**Data shown**

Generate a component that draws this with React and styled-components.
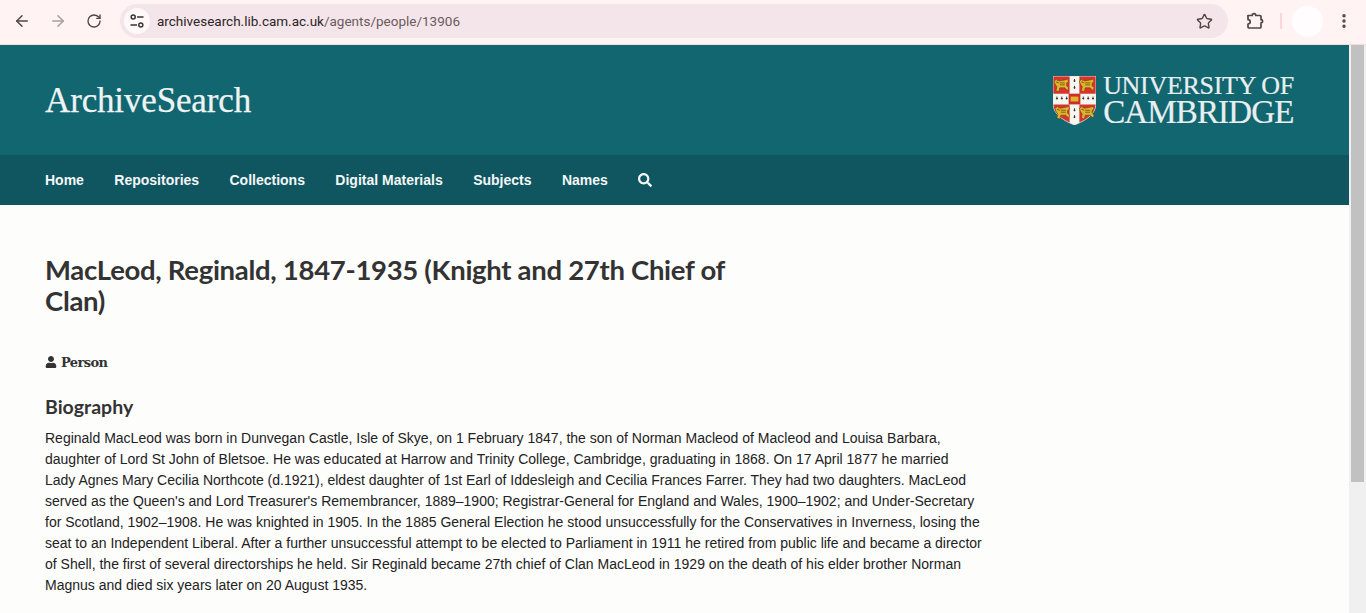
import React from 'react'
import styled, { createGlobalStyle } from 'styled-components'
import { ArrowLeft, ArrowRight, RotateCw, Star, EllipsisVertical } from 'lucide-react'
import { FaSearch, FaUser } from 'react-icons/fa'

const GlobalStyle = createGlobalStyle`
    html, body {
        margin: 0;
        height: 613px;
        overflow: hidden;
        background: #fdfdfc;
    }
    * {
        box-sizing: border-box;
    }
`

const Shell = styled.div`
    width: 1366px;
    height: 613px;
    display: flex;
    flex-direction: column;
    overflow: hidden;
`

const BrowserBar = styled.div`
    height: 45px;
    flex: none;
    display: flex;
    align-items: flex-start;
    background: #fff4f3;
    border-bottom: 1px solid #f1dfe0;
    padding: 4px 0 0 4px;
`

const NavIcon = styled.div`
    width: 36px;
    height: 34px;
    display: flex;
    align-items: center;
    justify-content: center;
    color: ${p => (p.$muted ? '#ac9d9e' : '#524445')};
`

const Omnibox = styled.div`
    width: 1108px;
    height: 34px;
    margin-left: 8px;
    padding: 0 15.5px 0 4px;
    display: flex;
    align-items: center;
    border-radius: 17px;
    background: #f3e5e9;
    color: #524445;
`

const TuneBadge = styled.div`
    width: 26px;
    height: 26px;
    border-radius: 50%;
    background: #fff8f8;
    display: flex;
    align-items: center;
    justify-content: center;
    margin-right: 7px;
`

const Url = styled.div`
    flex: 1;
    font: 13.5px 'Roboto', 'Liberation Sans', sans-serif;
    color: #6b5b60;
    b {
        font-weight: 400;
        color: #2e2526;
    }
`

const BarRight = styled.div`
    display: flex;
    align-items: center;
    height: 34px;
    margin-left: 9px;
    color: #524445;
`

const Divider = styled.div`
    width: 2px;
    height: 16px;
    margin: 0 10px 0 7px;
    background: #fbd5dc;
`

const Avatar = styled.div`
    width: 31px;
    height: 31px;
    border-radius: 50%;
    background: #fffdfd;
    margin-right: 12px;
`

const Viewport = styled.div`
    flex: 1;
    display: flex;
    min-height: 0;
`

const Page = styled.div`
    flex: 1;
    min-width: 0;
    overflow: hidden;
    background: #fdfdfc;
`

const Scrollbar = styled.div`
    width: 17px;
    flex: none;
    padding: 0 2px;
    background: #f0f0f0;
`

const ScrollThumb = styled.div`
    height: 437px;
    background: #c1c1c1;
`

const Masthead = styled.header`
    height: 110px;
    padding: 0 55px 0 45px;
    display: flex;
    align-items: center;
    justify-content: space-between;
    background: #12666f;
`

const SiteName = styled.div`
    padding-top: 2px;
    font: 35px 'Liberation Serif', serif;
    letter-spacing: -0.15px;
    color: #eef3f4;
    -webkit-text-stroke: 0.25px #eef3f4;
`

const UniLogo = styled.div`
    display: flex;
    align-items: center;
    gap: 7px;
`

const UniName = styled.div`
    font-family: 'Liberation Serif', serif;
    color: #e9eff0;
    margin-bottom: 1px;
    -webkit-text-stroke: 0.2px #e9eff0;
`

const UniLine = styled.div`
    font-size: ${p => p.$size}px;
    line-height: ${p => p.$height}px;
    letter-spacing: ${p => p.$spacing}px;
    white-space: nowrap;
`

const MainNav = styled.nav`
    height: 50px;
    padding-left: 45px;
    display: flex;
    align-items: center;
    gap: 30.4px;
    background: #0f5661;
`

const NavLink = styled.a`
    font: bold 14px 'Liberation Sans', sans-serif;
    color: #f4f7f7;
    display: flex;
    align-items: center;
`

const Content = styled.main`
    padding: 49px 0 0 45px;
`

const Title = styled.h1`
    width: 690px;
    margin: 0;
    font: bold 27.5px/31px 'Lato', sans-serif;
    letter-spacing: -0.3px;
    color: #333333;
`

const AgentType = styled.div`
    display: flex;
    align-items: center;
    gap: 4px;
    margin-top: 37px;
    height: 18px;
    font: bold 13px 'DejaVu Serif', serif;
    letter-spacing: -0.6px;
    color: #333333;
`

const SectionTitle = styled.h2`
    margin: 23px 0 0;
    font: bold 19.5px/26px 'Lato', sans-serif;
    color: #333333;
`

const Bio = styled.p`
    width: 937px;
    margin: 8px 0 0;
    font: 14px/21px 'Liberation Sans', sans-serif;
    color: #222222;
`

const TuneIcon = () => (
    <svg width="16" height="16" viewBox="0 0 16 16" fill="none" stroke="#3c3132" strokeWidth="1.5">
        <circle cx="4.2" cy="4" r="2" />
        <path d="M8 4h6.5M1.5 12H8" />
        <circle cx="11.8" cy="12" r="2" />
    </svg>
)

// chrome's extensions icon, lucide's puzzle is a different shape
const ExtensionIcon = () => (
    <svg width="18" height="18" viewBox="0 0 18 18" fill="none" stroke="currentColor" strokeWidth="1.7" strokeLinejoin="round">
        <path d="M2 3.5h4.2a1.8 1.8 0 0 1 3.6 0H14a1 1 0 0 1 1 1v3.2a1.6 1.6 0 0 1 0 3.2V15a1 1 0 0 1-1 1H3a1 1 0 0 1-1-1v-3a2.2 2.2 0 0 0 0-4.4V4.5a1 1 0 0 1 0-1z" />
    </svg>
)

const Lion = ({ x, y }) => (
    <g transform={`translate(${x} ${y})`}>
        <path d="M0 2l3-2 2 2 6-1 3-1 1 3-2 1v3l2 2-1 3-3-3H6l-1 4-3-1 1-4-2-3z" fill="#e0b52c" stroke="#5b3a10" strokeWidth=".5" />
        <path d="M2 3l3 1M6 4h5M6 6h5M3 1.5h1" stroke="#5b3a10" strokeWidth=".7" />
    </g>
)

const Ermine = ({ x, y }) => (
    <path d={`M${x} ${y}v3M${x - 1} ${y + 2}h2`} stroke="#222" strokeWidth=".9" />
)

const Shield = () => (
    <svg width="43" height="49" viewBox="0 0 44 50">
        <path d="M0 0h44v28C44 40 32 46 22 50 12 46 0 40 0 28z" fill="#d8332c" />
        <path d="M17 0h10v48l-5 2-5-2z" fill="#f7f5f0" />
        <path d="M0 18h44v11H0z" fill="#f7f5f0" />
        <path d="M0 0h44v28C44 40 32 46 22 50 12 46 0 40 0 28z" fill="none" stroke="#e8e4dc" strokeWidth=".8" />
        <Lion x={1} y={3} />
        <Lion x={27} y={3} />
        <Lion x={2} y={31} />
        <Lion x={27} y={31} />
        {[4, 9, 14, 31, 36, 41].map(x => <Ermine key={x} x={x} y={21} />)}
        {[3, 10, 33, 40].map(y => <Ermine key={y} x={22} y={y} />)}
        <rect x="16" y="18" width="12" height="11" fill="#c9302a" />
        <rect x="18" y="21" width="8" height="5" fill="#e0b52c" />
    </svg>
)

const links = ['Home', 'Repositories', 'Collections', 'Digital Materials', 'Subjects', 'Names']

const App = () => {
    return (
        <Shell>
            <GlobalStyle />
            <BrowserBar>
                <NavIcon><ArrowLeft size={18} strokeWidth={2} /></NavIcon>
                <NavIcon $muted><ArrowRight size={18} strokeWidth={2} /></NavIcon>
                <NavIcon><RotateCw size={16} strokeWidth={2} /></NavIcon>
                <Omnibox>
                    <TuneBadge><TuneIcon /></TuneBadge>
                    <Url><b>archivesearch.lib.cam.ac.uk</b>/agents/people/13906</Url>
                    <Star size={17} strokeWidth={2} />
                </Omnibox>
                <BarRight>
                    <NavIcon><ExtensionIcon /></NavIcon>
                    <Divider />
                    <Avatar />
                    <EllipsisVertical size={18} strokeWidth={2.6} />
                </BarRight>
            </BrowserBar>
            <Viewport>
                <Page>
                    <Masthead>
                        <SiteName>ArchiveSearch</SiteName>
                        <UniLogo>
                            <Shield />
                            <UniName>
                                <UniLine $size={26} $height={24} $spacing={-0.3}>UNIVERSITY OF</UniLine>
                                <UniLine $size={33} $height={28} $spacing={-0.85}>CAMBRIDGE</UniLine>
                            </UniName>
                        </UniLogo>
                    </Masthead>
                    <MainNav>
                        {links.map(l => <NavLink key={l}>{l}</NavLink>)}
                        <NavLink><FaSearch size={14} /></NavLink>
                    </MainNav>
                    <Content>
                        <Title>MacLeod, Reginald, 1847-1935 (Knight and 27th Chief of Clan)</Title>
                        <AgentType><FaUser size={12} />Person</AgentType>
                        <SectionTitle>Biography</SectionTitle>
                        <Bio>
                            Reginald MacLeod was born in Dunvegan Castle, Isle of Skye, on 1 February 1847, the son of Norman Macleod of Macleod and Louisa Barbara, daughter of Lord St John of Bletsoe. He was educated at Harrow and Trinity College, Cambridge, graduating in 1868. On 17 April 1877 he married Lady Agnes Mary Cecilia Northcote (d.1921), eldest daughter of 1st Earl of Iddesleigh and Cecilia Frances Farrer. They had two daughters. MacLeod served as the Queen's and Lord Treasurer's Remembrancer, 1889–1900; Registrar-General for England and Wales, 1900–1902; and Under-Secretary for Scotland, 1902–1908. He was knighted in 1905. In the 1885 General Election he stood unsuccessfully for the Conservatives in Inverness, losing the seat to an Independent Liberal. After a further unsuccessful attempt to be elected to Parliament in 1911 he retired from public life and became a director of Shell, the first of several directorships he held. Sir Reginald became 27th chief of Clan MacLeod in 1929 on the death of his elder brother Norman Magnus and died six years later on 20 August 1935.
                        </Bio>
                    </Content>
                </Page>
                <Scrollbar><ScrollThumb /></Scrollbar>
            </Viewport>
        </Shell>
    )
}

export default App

**Directive**
Show each line of the listing that holds the string "components".

**Final result**
Generate a component that draws this with React and styled-components.
import styled, { createGlobalStyle } from 'styled-components'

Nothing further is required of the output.